── Supplied information

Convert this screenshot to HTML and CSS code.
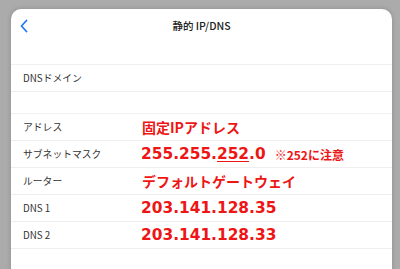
FILE: index.html
```html
<!DOCTYPE html>
<html lang="ja">
<head>
<meta charset="utf-8">
<link rel="stylesheet" href="styles.css">
</head>
<body>
<div class="card">
  <div class="header">
    <svg class="back" width="10" height="14" viewBox="0 0 10 14"><path d="M7.5 1.5 L2.5 7 L7.5 12.5" fill="none" stroke="#1f7cf0" stroke-width="1.8" stroke-linecap="round" stroke-linejoin="round"/></svg>
    <div class="title">静的 IP/DNS</div>
  </div>
  <div class="list first">
    <div class="row"><span class="label">DNSドメイン</span><span></span></div>
  </div>
  <div class="list second">
    <div class="row"><span class="label">アドレス</span><span class="val jp">固定IPアドレス</span></div>
    <div class="row"><span class="label">サブネットマスク</span><span class="val num">255.255.<u>252</u>.0<span class="note">※252に注意</span></span></div>
    <div class="row"><span class="label">ルーター</span><span class="val jp">デフォルトゲートウェイ</span></div>
    <div class="row"><span class="label">DNS 1</span><span class="val num">203.141.128.35</span></div>
    <div class="row"><span class="label">DNS 2</span><span class="val num">203.141.128.33</span></div>
  </div>
</div>
</body>
</html>
```
FILE: styles.css
```css
html, body {
  margin: 0;
  padding: 0;
  background: #ababab;
  height: 269px;
  overflow: hidden;
}
.card {
  margin: 9px 0 0 11px;
  width: 381px;
  height: 270px;
  background: #fff;
  border-radius: 10px 10px 0 0;
  box-shadow: 0 0 5px rgba(0,0,0,0.18);
  font-family: "Noto Sans CJK JP", "Noto Sans", sans-serif;
}
.header {
  position: relative;
  height: 33px;
  display: flex;
  align-items: center;
  justify-content: center;
}
.back {
  position: absolute;
  left: 8px;
  top: 10px;
}
.title {
  font-size: 10.5px;
  font-weight: 500;
  color: #222;
}
.list.first {
  margin-top: 22px;
  border-top: 1px solid #f0f0f0;
}
.list.second {
  margin-top: 21px;
  border-top: 1px solid #f0f0f0;
}
.row {
  display: grid;
  grid-template-columns: 118px 1fr;
  align-items: center;
  height: 26px;
  padding-left: 12px;
  border-bottom: 1px solid #eeeeee;
}
.label {
  font-size: 9.8px;
  color: #333;
}
.val {
  color: #ee1515;
  font-weight: 700;
  white-space: nowrap;
}
.val.jp {
  font-size: 14px;
  padding-left: 1px;
}
.val.num {
  font-family: "DejaVu Sans", sans-serif;
  font-size: 15.4px;
  display: flex;
  align-items: center;
}
.val.num u {
  text-decoration-thickness: 1px;
  text-underline-offset: 2px;
}
.note {
  font-family: "Noto Sans CJK JP", sans-serif;
  font-size: 12px;
  margin-left: 9px;
  font-weight: 700;
}
```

────

Reproduce the material word for word, minus the images.

Convert this screenshot to HTML and CSS code.
FILE: index.html
```html
<!DOCTYPE html>
<html lang="ja">
<head>
<meta charset="utf-8">
<link rel="stylesheet" href="styles.css">
</head>
<body>
<div class="card">
  <div class="header">
    <svg class="back" width="10" height="14" viewBox="0 0 10 14"><path d="M7.5 1.5 L2.5 7 L7.5 12.5" fill="none" stroke="#1f7cf0" stroke-width="1.8" stroke-linecap="round" stroke-linejoin="round"/></svg>
    <div class="title">静的 IP/DNS</div>
  </div>
  <div class="list first">
    <div class="row"><span class="label">DNSドメイン</span><span></span></div>
  </div>
  <div class="list second">
    <div class="row"><span class="label">アドレス</span><span class="val jp">固定IPアドレス</span></div>
    <div class="row"><span class="label">サブネットマスク</span><span class="val num">255.255.<u>252</u>.0<span class="note">※252に注意</span></span></div>
    <div class="row"><span class="label">ルーター</span><span class="val jp">デフォルトゲートウェイ</span></div>
    <div class="row"><span class="label">DNS 1</span><span class="val num">203.141.128.35</span></div>
    <div class="row"><span class="label">DNS 2</span><span class="val num">203.141.128.33</span></div>
  </div>
</div>
</body>
</html>
```
FILE: styles.css
```css
html, body {
  margin: 0;
  padding: 0;
  background: #ababab;
  height: 269px;
  overflow: hidden;
}
.card {
  margin: 9px 0 0 11px;
  width: 381px;
  height: 270px;
  background: #fff;
  border-radius: 10px 10px 0 0;
  box-shadow: 0 0 5px rgba(0,0,0,0.18);
  font-family: "Noto Sans CJK JP", "Noto Sans", sans-serif;
}
.header {
  position: relative;
  height: 33px;
  display: flex;
  align-items: center;
  justify-content: center;
}
.back {
  position: absolute;
  left: 8px;
  top: 10px;
}
.title {
  font-size: 10.5px;
  font-weight: 500;
  color: #222;
}
.list.first {
  margin-top: 22px;
  border-top: 1px solid #f0f0f0;
}
.list.second {
  margin-top: 21px;
  border-top: 1px solid #f0f0f0;
}
.row {
  display: grid;
  grid-template-columns: 118px 1fr;
  align-items: center;
  height: 26px;
  padding-left: 12px;
  border-bottom: 1px solid #eeeeee;
}
.label {
  font-size: 9.8px;
  color: #333;
}
.val {
  color: #ee1515;
  font-weight: 700;
  white-space: nowrap;
}
.val.jp {
  font-size: 14px;
  padding-left: 1px;
}
.val.num {
  font-family: "DejaVu Sans", sans-serif;
  font-size: 15.4px;
  display: flex;
  align-items: center;
}
.val.num u {
  text-decoration-thickness: 1px;
  text-underline-offset: 2px;
}
.note {
  font-family: "Noto Sans CJK JP", sans-serif;
  font-size: 12px;
  margin-left: 9px;
  font-weight: 700;
}
```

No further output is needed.